Appeals from order of Court of Common Pleas, Trial Division, of Philadelphia, Nov. T., 1972, Nos. 1205, 1207 and 1208, in case of Commonwealth of Pennsylvania v. Caesar Nelson.
Thomas E. Butler, Jr., Mark Sendrow, and Steven H. Goldblatt, Assistant District Attorneys, Abraham J. Gafni, Deputy District Attorney, Richard A. Sprague, First Assistant District Attorney, and F. Emmett Fitzpatrick, District Attorney, for Commonwealth, appellant.

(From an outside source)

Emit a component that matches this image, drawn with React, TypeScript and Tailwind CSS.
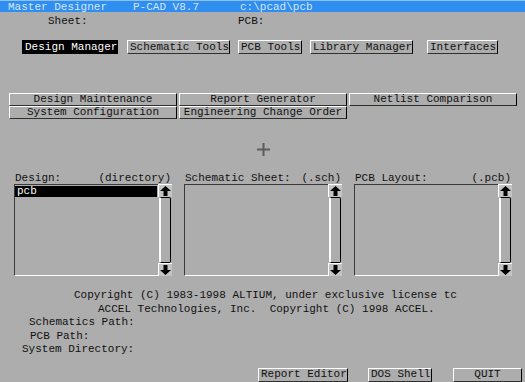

Donald J. Goldberg, for appellee.
Watkins, P. J., Jacobs, Hoffman, Cercone, Price, Van der Voort, and Spaeth, JJ. Opinion by Cercone, J.
[ 230 Pa. Super. Page 90]
Caesar Nelson, together with two co-defendants, Henry Dorsey and William Alexander, were charged and convicted in Philadelphia's Municipal Court of bribing and conspiring to bribe members of the vice squad of the Philadelphia Police Department, specifically, police officer Richard Byrd. The Commonwealth's evidence tended to prove that on the morning of June
[ 230 Pa. Super. Page 9125]
, 1971, Officer Byrd was approached by Dorsey on a Philadelphia street. Dorsey gave Officer Byrd $10 and arranged for him to meet with Nelson at 9:00 P.M. that evening. The 9:00 P.M. meeting took place, at which time Nelson told Officer Byrd he would pay the vice squad $150 each month on the 15th of the month, in exchange for protection of Nelson's lottery operation; the first $150 payment was made at that time. Immediately after Nelson finished his pay-off arrangements with Officer Byrd, similar arrangements were made by Alexander, who agreed to pay $120 to the vice squad every month. Alexander, however, said he would meet Officer Byrd the following Monday, June 28, 1971, to make the first $120 payment. Officer Byrd met with Alexander and Dorsey on the 28th and received the $120 as previously arranged. The Commonwealth's evidence did not connect Nelson with this $120 payment.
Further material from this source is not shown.